**EXERCISE**: Return every line below as is, leaving out the pictures.

═══

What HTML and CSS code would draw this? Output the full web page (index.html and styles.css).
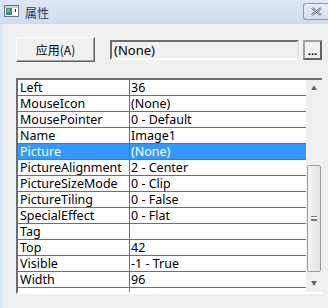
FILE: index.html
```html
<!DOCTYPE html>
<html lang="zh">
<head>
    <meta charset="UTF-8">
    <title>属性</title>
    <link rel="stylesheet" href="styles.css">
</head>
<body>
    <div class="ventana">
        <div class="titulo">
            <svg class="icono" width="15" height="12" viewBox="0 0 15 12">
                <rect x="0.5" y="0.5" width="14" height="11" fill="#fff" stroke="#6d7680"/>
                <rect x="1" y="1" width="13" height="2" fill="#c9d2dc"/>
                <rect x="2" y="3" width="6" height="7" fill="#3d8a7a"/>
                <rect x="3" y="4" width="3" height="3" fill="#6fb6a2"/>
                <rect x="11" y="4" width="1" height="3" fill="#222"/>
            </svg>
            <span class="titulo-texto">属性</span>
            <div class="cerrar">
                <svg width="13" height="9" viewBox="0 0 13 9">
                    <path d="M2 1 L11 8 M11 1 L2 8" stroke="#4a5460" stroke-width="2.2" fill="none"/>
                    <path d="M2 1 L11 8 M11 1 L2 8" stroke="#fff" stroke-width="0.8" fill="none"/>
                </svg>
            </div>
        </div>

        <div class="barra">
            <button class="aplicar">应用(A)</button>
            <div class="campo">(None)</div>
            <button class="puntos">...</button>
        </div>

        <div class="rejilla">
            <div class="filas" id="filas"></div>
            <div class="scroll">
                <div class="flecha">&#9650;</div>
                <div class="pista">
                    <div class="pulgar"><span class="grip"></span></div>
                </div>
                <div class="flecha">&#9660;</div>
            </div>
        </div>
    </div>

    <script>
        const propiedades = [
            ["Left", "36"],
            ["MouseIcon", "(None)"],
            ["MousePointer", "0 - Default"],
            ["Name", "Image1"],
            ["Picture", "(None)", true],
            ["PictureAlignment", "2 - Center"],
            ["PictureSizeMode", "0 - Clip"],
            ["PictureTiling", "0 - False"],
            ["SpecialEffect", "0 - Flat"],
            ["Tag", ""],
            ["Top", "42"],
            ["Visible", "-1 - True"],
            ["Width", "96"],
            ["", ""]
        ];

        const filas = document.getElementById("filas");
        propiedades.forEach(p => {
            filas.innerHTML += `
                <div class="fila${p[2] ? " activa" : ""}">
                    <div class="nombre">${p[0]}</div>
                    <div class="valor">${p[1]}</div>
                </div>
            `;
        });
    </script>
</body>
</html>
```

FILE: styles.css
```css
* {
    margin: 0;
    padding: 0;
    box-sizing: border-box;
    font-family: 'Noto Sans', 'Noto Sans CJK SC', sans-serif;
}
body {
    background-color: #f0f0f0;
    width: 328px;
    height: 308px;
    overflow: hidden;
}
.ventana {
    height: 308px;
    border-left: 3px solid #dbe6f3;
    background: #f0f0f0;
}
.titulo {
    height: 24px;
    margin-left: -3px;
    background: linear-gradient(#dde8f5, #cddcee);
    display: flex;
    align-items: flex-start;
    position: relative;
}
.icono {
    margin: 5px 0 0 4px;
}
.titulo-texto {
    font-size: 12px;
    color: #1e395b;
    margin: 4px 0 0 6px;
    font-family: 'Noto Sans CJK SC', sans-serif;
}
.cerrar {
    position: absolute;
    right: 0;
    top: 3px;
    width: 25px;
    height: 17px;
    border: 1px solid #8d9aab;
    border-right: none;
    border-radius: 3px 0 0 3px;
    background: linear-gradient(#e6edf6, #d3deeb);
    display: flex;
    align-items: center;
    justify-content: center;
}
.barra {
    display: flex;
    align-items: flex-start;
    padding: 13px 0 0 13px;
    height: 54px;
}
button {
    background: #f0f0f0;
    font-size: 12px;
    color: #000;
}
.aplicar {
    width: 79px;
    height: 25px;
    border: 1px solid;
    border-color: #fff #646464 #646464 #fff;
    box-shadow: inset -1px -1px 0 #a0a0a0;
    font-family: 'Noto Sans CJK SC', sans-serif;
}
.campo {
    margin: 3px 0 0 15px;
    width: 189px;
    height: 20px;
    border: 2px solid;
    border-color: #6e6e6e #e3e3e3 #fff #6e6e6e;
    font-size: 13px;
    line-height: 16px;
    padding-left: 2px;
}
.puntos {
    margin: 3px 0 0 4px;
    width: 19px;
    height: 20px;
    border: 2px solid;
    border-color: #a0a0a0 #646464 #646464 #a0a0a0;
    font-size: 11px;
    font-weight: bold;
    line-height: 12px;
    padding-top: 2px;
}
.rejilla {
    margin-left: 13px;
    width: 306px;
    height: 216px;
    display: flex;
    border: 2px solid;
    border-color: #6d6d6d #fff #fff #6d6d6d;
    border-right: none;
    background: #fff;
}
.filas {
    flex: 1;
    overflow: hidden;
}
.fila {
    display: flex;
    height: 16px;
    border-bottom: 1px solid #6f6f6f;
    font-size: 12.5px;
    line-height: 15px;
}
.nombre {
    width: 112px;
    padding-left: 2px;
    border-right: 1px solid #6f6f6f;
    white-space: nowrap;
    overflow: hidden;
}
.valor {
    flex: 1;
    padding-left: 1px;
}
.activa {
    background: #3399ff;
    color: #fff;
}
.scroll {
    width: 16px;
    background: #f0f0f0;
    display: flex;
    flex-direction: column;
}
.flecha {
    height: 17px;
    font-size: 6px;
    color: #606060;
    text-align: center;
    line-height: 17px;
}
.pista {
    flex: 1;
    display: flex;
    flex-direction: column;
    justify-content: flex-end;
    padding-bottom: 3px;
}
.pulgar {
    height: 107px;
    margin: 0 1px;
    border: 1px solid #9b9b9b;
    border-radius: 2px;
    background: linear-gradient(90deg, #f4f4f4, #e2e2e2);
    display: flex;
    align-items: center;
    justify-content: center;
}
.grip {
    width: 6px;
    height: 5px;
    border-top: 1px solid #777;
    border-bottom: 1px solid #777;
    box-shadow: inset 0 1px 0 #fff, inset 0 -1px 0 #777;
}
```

═══

**RESPONSE**:
What HTML and CSS code would draw this? Output the full web page (index.html and styles.css).
FILE: index.html
```html
<!DOCTYPE html>
<html lang="zh">
<head>
    <meta charset="UTF-8">
    <title>属性</title>
    <link rel="stylesheet" href="styles.css">
</head>
<body>
    <div class="ventana">
        <div class="titulo">
            <svg class="icono" width="15" height="12" viewBox="0 0 15 12">
                <rect x="0.5" y="0.5" width="14" height="11" fill="#fff" stroke="#6d7680"/>
                <rect x="1" y="1" width="13" height="2" fill="#c9d2dc"/>
                <rect x="2" y="3" width="6" height="7" fill="#3d8a7a"/>
                <rect x="3" y="4" width="3" height="3" fill="#6fb6a2"/>
                <rect x="11" y="4" width="1" height="3" fill="#222"/>
            </svg>
            <span class="titulo-texto">属性</span>
            <div class="cerrar">
                <svg width="13" height="9" viewBox="0 0 13 9">
                    <path d="M2 1 L11 8 M11 1 L2 8" stroke="#4a5460" stroke-width="2.2" fill="none"/>
                    <path d="M2 1 L11 8 M11 1 L2 8" stroke="#fff" stroke-width="0.8" fill="none"/>
                </svg>
            </div>
        </div>

        <div class="barra">
            <button class="aplicar">应用(A)</button>
            <div class="campo">(None)</div>
            <button class="puntos">...</button>
        </div>

        <div class="rejilla">
            <div class="filas" id="filas"></div>
            <div class="scroll">
                <div class="flecha">&#9650;</div>
                <div class="pista">
                    <div class="pulgar"><span class="grip"></span></div>
                </div>
                <div class="flecha">&#9660;</div>
            </div>
        </div>
    </div>

    <script>
        const propiedades = [
            ["Left", "36"],
            ["MouseIcon", "(None)"],
            ["MousePointer", "0 - Default"],
            ["Name", "Image1"],
            ["Picture", "(None)", true],
            ["PictureAlignment", "2 - Center"],
            ["PictureSizeMode", "0 - Clip"],
            ["PictureTiling", "0 - False"],
            ["SpecialEffect", "0 - Flat"],
            ["Tag", ""],
            ["Top", "42"],
            ["Visible", "-1 - True"],
            ["Width", "96"],
            ["", ""]
        ];

        const filas = document.getElementById("filas");
        propiedades.forEach(p => {
            filas.innerHTML += `
                <div class="fila${p[2] ? " activa" : ""}">
                    <div class="nombre">${p[0]}</div>
                    <div class="valor">${p[1]}</div>
                </div>
            `;
        });
    </script>
</body>
</html>
```

FILE: styles.css
```css
* {
    margin: 0;
    padding: 0;
    box-sizing: border-box;
    font-family: 'Noto Sans', 'Noto Sans CJK SC', sans-serif;
}
body {
    background-color: #f0f0f0;
    width: 328px;
    height: 308px;
    overflow: hidden;
}
.ventana {
    height: 308px;
    border-left: 3px solid #dbe6f3;
    background: #f0f0f0;
}
.titulo {
    height: 24px;
    margin-left: -3px;
    background: linear-gradient(#dde8f5, #cddcee);
    display: flex;
    align-items: flex-start;
    position: relative;
}
.icono {
    margin: 5px 0 0 4px;
}
.titulo-texto {
    font-size: 12px;
    color: #1e395b;
    margin: 4px 0 0 6px;
    font-family: 'Noto Sans CJK SC', sans-serif;
}
.cerrar {
    position: absolute;
    right: 0;
    top: 3px;
    width: 25px;
    height: 17px;
    border: 1px solid #8d9aab;
    border-right: none;
    border-radius: 3px 0 0 3px;
    background: linear-gradient(#e6edf6, #d3deeb);
    display: flex;
    align-items: center;
    justify-content: center;
}
.barra {
    display: flex;
    align-items: flex-start;
    padding: 13px 0 0 13px;
    height: 54px;
}
button {
    background: #f0f0f0;
    font-size: 12px;
    color: #000;
}
.aplicar {
    width: 79px;
    height: 25px;
    border: 1px solid;
    border-color: #fff #646464 #646464 #fff;
    box-shadow: inset -1px -1px 0 #a0a0a0;
    font-family: 'Noto Sans CJK SC', sans-serif;
}
.campo {
    margin: 3px 0 0 15px;
    width: 189px;
    height: 20px;
    border: 2px solid;
    border-color: #6e6e6e #e3e3e3 #fff #6e6e6e;
    font-size: 13px;
    line-height: 16px;
    padding-left: 2px;
}
.puntos {
    margin: 3px 0 0 4px;
    width: 19px;
    height: 20px;
    border: 2px solid;
    border-color: #a0a0a0 #646464 #646464 #a0a0a0;
    font-size: 11px;
    font-weight: bold;
    line-height: 12px;
    padding-top: 2px;
}
.rejilla {
    margin-left: 13px;
    width: 306px;
    height: 216px;
    display: flex;
    border: 2px solid;
    border-color: #6d6d6d #fff #fff #6d6d6d;
    border-right: none;
    background: #fff;
}
.filas {
    flex: 1;
    overflow: hidden;
}
.fila {
    display: flex;
    height: 16px;
    border-bottom: 1px solid #6f6f6f;
    font-size: 12.5px;
    line-height: 15px;
}
.nombre {
    width: 112px;
    padding-left: 2px;
    border-right: 1px solid #6f6f6f;
    white-space: nowrap;
    overflow: hidden;
}
.valor {
    flex: 1;
    padding-left: 1px;
}
.activa {
    background: #3399ff;
    color: #fff;
}
.scroll {
    width: 16px;
    background: #f0f0f0;
    display: flex;
    flex-direction: column;
}
.flecha {
    height: 17px;
    font-size: 6px;
    color: #606060;
    text-align: center;
    line-height: 17px;
}
.pista {
    flex: 1;
    display: flex;
    flex-direction: column;
    justify-content: flex-end;
    padding-bottom: 3px;
}
.pulgar {
    height: 107px;
    margin: 0 1px;
    border: 1px solid #9b9b9b;
    border-radius: 2px;
    background: linear-gradient(90deg, #f4f4f4, #e2e2e2);
    display: flex;
    align-items: center;
    justify-content: center;
}
.grip {
    width: 6px;
    height: 5px;
    border-top: 1px solid #777;
    border-bottom: 1px solid #777;
    box-shadow: inset 0 1px 0 #fff, inset 0 -1px 0 #777;
}
```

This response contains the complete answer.